The same thing happens regardless of which drive is missing.

That's no good! The purpose of the mirrored drives is to ensure that the server will keep on running if one of the drives fails.

Ctrl-D just gets me back to a repeat of the same "Welcome to emergency mode" screen. So does entering my root password and then "systemctl default".

So then I tried an experiment. At the boot menu I pressed e to edit the kernel boot parameters, and changed "rhgb quiet" to "bootdegraded=true" and then booted. No joy.

That let me see more status messages flying by, but it didn't enable the machine to boot normally when a drive was missing. It still stopped at the same "Welcome to emergency mode" screen. The following is what I saw with the Seagate drive removed, and the WDC drive remaining. The last few lines look like the following (except that "…." denotes where I got tired of typing):

[  OK  ] Started Activation of DM RAID sets.
[  OK  ] Reached target Encrypted Volumes.
[  14.855860] md: bind<sda2>
[  OK  ] Found device WDC_WD1600BEVT-00A23T0.
         Activating swap /dev/disk/by-uuid/add41844....
[  15.190432] Adding 3144700k swap on /dev/sda3.  Priority:-1 extents:1 across:3144700k FS
[  OK  ] Activated swap /dev/disk/by-uuid/add41844....
[ TIME ] Timed out waiting for device dev-disk-by\x2duuid-a65962d\x2dbf07....
[DEPEND] Dependency failed for /safe.
[DEPEND] Dependency failed for Local File Systems.
[DEPEND] Dependency failed for Mark the need to relabel after reboot.
[DEPEND] Dependency failed for Relabel all file systems, if necessary.
[  99.299068] systemd-journald[452]: Received request to flush runtime journal from PID 1
[  99.3298059] type=1305 audit(1415512815.286:4): audit_pid=588 old=0 auid=4294967295 ses=4294967295 subj=system_u:system_r:auditd_t:s0 res=1
Welcome to emergency mode!
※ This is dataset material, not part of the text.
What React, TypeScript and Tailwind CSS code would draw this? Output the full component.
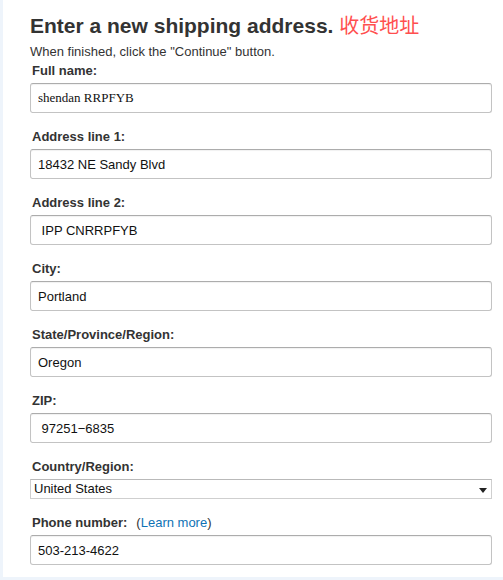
import { useState } from 'react';

type Field = { label: string; value: string; serif?: boolean };

const fields: Field[] = [
  { label: 'Full name:', value: 'shendan RRPFYB', serif: true },
  { label: 'Address line 1:', value: '18432 NE Sandy Blvd' },
  { label: 'Address line 2:', value: ' IPP CNRRPFYB' },
  { label: 'City:', value: 'Portland' },
  { label: 'State/Province/Region:', value: 'Oregon' },
  { label: 'ZIP:', value: ' 97251\u22126835' },
];

const inputCls =
  'block w-[462px] h-[30px] px-[7px] border border-[#c3c3c3] border-t-[#acacac] rounded-[3px] bg-white text-[13px] text-[#111] shadow-[inset_0_1px_1px_rgba(0,0,0,0.06)] outline-none';

function TextField({ field }: { field: Field }) {
  const [val, setVal] = useState(field.value);
  return (
    <div className="mt-4 first:mt-0">
      <label className="block h-4 leading-4 mb-1 pl-[2px] text-[13px] font-bold text-[#333]">{field.label}</label>
      <input
        value={val}
        onChange={(e) => setVal(e.target.value)}
        className={inputCls}
        style={{ fontFamily: field.serif ? '"Liberation Serif", serif' : '"Liberation Sans", Arial, sans-serif', whiteSpace: 'pre' }}
      />
    </div>
  );
}

export default function App() {
  const [phone, setPhone] = useState('503-213-4622');
  return (
    <div className="w-[503px] h-[580px] bg-[#eef4fb] overflow-hidden" style={{ fontFamily: '"Liberation Sans", Arial, sans-serif' }}>
      <div className="ml-[3px] h-[577px] bg-white pl-[27px] pt-[13px]">
        <h1 className="h-6 leading-6 text-[21px] font-bold text-[#333] whitespace-nowrap">
          Enter a new shipping address.{' '}
          <span className="font-normal text-[20px] text-[#ff4f4f]" style={{ fontFamily: '"Noto Sans CJK SC", sans-serif' }}>收货地址</span>
        </h1>
        <p className="mt-[7px] h-4 leading-4 text-[13px] text-[#333]">When finished, click the "Continue" button.</p>

        <form className="mt-[3px]" onSubmit={(e) => e.preventDefault()}>
          {fields.map((f) => <TextField key={f.label} field={f} />)}

          <div className="mt-4">
            <label className="block h-4 leading-4 mb-1 pl-[2px] text-[13px] font-bold text-[#333]">Country/Region:</label>
            <div className="relative w-[462px] h-5 border border-[#cfcfcf] border-t-[#b9b9b9] bg-white flex items-center pl-[3px] text-[13px] text-[#111]">
              United States
              <svg className="absolute right-[4px] top-[8px]" width="8" height="5" viewBox="0 0 8 5">
                <path d="M0 0h8L4 5z" fill="#222" />
              </svg>
            </div>
          </div>

          <div className="mt-4">
            <label className="block h-4 leading-4 mb-1 pl-[2px] text-[13px] text-[#333]">
              <span className="font-bold">Phone number:</span>
              <span className="ml-[9px]">(<a href="#" className="text-[#0e72b5]">Learn more</a>)</span>
            </label>
            <input value={phone} onChange={(e) => setPhone(e.target.value)} className={inputCls} style={{ fontFamily: '"Liberation Sans", Arial, sans-serif' }} />
          </div>
        </form>
      </div>
    </div>
  );
}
After logging in, type "journalctl -xb" to view
system logs, "systemctl reboot" to reboot, "systemctl default" to try again
to boot into default mode.
Give root password for maintenance
(or type Control-D to continue):

So it appears that installing on RAID1 mirrored drives will just double the chance of a drive failure bringing down the server (since there are two drives instead of one). That is not what I was hoping to achieve w/ mirrored drives.

Does anyone know how to make it boot & run "normally" (with a degraded RAID1 array) when a hard disk drive fails?

Two other notes:

  1. I'm new to RHEL/SL/CentOS 7, so at the "Software Selection" screen, during the SL installation, I had to do some guessing. I chose:
    "General Purpose System" +
    FTP Server,
    File and Storage Server,
    Office Suite and Productivity,
    Virtualization Hypervisor,
    Virtualization Tools, and
    Development Tools

  2. I'm seeing some apparently-innocuous errors:

    ATAx: softreset failed (device not ready)

The "x" depends on which drives are installed. I get more of those errors with two drives installed than with only one.

Best Answer

It turns out that the problem wasn't the main RAID1 partition, it was the other partitions.

In the first place, I shouldn't have used swap partitions. That was just dumb. Even if that had worked, it still probably would have made the system vulnerable to a failure if a disk drive developed a bad block within the swap partition. It's obviously better to use a swap file on the RAID1 partition; I don't know what I was thinking.

However, the "extra" ext3 md1 partition was also a problem. I don't know why.

Once I removed the references to the other partitions (the two swap partitions and the ext3 md1 partition) from /etc/fstab, the system would boot up just fine with one drive, running the RAID1 array in degraded mode, like I wanted it to.

After I shut down and reinstalled the missing drive, I started the machine again, and it was still running with just one drive. But I did "mdadm --add" to add the missing drive back, and its state went to "spare rebuilding" for a while, and then to "active."

In other words, it's working perfectly.